Sonia Gandhi spoke with clarity and conviction when she addressed the Congress parliamentary party late on Tuesday evening. There were two ways to respond to the campaign her political opponents had mounted against her becoming prime minister. The first would have been to up the ante and disdain to even acknowledge it. Given the political strength of her party, she could easily have chosen that option and steamrollered her way through with the support of her MPs and allies. Such a recourse may have brought her the top political post of the country but it would have also provided the BJP and its NDA allies a heavy duty handle to use against her as long as she was in power.
By choosing to “humbly decline” to take up the prime minister’s post, she has played a masterstroke. For one, it allows her to assume the high moral ground and signal that she was by no means enamoured of power for its own sake, but power for the principles she believes in. She has thus neatly disarmed her political opponents of the one weapon they had hoped to use against her. The BJP and those of its allies who supported this petty-minded campaign — there are some honourable exceptions — have emerged from the affair much diminished. The BJP in particular has shown itself as a party that could be swayed by the impetuous gestures and words of a few junior leaders and appear more than willing to trade its constitutional responsibility and democratic commitments for a sake of a few moments of xenophobic muscle-flexing. In the process, it has just provided Sonia Gandhi with an aura she may never have had as a prime minister in the difficult circumstances of running a messy coalition. Their move may, in fact, have made it that much easier for her to assume this very post the next time around.

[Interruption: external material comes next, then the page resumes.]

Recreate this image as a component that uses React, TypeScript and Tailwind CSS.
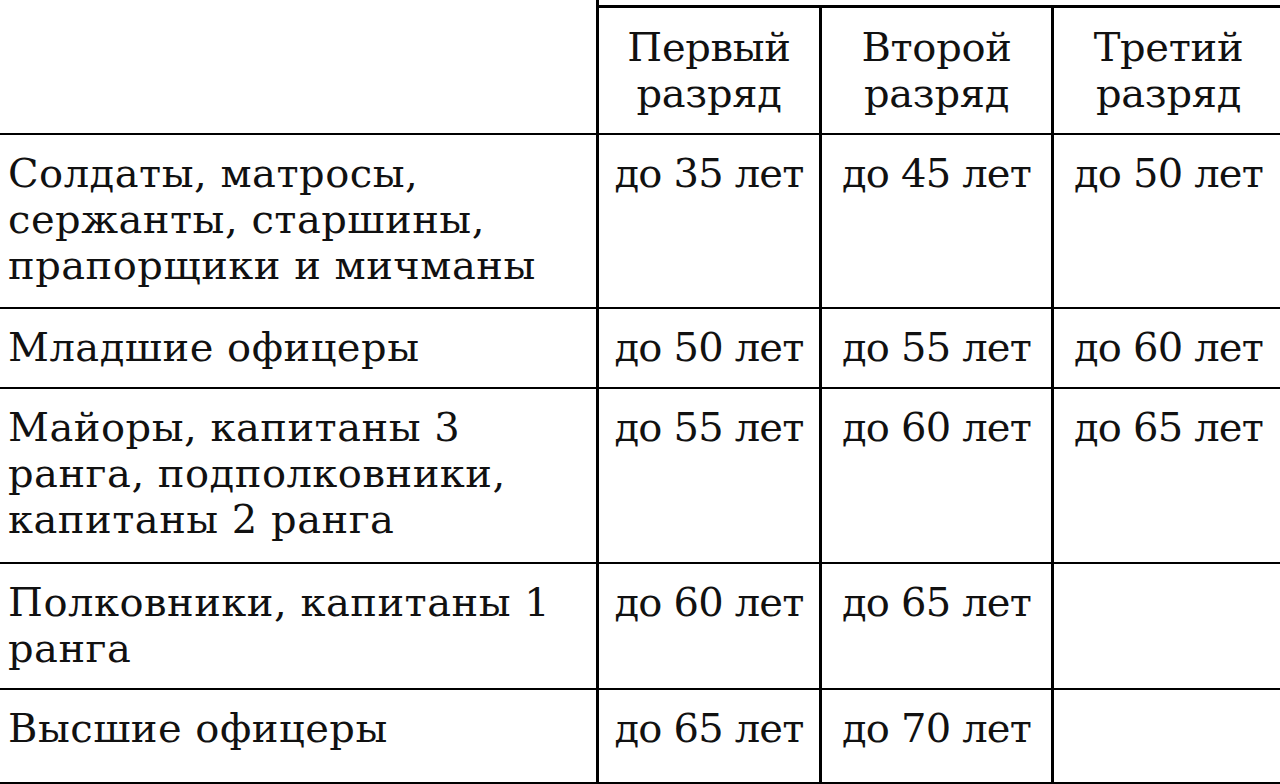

While Sonia Gandhi’s gesture was marked by grace and maturity, the same cannot be said for her fellow MPs, each of whom tried to outdo the other in an unredeeming display of servility. They begged, pleaded, cajoled and sobbed that she stay on and lead them, they breathed fire and brimstone against her political opponents — the scene was vintage Congress sycophancy, in the Indira-is-India-and-Indira-India manner. Sonia Gandhi let it be known in no uncertain terms that she will not review her decision. They should now respond positively to her request that they accept it and move on. Then, perhaps, the country can also move on and get back to normalcy. Something it badly needs to do.